* **Provided data**
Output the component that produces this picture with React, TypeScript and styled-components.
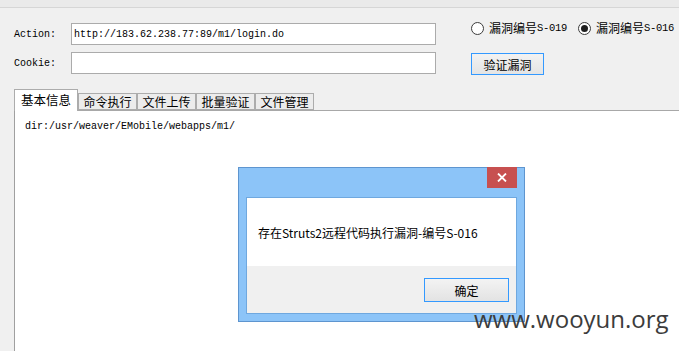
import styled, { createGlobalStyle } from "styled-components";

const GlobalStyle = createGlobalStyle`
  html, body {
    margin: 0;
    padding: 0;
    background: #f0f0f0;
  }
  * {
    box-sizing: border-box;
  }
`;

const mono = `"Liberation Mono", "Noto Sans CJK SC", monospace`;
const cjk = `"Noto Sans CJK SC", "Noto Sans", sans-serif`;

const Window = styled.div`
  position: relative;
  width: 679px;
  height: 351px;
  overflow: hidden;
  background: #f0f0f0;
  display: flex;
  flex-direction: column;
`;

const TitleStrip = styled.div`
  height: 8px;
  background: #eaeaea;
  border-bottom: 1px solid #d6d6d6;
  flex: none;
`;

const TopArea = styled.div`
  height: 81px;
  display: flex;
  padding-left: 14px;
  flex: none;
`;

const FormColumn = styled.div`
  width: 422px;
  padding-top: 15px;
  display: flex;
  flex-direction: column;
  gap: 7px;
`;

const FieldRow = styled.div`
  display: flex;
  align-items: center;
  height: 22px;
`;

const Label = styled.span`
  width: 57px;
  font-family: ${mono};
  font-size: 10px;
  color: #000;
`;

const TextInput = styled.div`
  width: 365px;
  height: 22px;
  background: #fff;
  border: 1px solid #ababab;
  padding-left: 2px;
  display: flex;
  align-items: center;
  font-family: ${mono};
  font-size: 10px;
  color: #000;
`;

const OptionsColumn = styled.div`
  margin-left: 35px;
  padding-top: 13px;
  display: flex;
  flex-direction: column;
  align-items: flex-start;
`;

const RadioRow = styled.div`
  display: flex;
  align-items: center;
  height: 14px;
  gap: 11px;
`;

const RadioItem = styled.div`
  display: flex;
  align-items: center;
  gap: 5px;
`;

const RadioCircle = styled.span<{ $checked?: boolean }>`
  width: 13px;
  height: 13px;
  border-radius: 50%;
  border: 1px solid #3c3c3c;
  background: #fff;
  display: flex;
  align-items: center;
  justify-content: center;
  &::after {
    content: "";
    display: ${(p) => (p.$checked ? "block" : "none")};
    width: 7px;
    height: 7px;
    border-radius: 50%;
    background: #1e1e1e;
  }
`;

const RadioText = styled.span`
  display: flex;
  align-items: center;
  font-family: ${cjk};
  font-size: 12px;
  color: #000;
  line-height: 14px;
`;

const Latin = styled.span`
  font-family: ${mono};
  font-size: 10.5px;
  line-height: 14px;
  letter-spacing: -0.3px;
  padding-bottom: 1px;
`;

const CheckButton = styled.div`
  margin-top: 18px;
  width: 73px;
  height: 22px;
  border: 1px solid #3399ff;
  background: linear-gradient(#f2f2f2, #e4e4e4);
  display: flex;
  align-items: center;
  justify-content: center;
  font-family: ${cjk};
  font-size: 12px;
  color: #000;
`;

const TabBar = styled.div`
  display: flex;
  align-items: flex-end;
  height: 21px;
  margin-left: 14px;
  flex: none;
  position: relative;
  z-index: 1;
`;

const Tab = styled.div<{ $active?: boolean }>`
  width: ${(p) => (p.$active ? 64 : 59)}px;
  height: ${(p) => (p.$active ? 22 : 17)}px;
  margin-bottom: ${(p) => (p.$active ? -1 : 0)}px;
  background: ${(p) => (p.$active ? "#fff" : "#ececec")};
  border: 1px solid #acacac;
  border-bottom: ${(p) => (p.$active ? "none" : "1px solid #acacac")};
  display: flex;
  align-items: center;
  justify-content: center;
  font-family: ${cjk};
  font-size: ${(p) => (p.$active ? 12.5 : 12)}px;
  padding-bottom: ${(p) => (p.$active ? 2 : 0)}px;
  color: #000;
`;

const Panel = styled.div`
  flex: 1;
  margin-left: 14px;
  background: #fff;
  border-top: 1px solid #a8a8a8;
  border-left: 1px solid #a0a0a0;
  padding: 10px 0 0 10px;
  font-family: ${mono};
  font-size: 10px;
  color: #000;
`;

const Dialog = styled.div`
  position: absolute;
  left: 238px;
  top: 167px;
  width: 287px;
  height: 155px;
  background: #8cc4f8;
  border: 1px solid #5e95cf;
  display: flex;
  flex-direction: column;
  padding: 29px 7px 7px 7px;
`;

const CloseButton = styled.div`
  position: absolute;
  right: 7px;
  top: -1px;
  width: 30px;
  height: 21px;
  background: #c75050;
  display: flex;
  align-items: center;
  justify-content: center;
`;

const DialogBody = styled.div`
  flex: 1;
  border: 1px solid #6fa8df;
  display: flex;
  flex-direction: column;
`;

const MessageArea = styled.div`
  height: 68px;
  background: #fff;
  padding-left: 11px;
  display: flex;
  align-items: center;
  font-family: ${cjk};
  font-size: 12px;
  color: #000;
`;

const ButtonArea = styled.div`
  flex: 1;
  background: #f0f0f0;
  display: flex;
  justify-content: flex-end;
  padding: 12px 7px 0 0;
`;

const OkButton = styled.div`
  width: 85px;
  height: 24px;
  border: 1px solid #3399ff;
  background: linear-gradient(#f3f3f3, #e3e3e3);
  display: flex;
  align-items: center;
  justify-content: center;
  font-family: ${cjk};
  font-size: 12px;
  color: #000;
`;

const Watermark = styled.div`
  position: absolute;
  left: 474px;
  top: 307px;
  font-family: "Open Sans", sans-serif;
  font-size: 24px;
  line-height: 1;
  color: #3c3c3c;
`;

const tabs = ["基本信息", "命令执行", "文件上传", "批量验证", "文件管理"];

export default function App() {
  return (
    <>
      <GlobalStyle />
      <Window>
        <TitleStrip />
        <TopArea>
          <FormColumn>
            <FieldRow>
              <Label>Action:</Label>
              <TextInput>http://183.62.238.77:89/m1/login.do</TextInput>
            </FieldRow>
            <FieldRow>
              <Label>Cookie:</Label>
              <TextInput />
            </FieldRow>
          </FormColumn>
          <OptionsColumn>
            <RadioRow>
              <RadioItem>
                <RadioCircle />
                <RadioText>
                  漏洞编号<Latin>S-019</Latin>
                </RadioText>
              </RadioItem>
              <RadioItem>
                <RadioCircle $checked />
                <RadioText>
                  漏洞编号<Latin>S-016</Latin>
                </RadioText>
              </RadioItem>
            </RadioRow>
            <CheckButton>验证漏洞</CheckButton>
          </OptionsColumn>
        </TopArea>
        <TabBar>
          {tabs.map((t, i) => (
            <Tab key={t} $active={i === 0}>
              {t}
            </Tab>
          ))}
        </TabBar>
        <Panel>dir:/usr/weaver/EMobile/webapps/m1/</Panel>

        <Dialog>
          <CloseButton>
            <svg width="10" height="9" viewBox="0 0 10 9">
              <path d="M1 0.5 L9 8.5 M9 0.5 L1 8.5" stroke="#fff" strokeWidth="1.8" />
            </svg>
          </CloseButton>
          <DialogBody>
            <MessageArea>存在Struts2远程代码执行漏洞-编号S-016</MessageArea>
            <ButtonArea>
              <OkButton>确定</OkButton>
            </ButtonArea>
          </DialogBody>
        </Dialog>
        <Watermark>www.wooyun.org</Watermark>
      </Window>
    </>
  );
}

...

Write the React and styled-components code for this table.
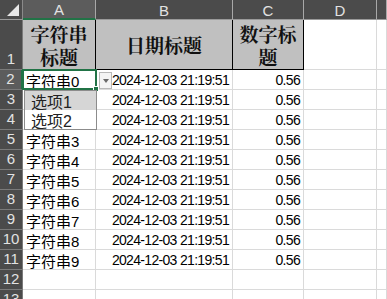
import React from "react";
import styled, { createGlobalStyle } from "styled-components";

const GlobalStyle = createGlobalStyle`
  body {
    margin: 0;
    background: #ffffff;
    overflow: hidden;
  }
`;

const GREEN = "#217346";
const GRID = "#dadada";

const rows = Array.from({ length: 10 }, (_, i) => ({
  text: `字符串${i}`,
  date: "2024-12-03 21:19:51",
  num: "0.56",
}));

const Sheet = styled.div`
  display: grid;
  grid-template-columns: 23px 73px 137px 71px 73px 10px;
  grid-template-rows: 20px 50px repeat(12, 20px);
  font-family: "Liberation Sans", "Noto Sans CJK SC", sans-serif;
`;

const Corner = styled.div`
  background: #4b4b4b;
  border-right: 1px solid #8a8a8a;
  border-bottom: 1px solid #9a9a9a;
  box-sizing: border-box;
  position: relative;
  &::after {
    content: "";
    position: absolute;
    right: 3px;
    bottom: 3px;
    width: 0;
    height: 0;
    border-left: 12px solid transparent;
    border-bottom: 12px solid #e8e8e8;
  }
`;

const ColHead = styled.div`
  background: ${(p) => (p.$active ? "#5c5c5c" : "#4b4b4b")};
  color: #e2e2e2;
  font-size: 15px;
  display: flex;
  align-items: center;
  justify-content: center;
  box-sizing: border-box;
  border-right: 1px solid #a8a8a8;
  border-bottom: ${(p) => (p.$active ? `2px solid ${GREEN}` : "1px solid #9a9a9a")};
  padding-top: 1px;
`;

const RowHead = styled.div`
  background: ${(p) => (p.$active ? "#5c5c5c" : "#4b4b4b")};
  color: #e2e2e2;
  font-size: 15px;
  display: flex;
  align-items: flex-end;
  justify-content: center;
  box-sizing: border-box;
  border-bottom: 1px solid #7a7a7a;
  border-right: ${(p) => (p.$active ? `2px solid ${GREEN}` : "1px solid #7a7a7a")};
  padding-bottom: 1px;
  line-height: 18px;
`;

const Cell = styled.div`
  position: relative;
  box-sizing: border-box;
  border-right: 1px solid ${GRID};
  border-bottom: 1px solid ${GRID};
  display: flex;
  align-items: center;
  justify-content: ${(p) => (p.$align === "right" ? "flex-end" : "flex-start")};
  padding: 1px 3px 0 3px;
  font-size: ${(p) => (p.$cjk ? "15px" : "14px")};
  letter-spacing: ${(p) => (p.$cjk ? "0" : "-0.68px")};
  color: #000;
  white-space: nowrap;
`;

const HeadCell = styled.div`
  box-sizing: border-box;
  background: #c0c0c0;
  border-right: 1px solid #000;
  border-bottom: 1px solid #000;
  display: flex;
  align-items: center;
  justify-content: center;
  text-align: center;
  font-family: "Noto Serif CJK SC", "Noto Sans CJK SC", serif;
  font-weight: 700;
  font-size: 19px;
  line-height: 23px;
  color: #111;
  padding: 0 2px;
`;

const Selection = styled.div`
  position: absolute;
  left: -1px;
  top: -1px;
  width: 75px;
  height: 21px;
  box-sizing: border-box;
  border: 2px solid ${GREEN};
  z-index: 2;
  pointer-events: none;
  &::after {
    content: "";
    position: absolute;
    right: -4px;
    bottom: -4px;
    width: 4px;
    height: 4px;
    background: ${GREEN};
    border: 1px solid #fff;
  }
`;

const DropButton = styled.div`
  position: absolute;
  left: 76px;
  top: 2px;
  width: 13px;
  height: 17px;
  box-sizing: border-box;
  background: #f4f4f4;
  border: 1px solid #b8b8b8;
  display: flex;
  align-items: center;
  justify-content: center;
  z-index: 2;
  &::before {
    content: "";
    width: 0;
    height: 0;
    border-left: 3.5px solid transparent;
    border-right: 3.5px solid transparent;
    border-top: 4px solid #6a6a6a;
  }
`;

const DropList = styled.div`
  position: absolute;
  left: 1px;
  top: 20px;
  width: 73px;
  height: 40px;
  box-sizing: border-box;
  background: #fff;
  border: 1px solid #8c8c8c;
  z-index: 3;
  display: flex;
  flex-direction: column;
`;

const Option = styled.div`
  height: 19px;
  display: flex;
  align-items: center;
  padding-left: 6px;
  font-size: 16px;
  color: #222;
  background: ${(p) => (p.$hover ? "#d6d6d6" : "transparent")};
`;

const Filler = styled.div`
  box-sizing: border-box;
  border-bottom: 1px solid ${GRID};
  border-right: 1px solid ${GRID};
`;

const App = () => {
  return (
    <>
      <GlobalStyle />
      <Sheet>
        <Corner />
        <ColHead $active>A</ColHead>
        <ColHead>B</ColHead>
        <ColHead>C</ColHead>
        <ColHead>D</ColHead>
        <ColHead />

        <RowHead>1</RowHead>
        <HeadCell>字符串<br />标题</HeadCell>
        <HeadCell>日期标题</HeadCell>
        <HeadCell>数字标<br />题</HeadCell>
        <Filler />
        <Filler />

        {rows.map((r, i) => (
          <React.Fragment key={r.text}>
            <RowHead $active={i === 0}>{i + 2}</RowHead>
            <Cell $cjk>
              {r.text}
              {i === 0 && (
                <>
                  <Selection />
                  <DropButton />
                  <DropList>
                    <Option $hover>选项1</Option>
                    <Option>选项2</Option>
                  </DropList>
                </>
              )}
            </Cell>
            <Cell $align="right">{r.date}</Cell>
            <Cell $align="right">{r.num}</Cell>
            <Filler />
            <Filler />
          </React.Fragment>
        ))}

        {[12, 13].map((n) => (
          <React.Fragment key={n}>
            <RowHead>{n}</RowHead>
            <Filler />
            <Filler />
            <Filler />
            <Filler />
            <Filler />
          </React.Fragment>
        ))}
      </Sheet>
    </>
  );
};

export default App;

* **Work to do**
Exactly how many lines contain "components"? State the number and nothing else.

* **Answer to this exercise**
4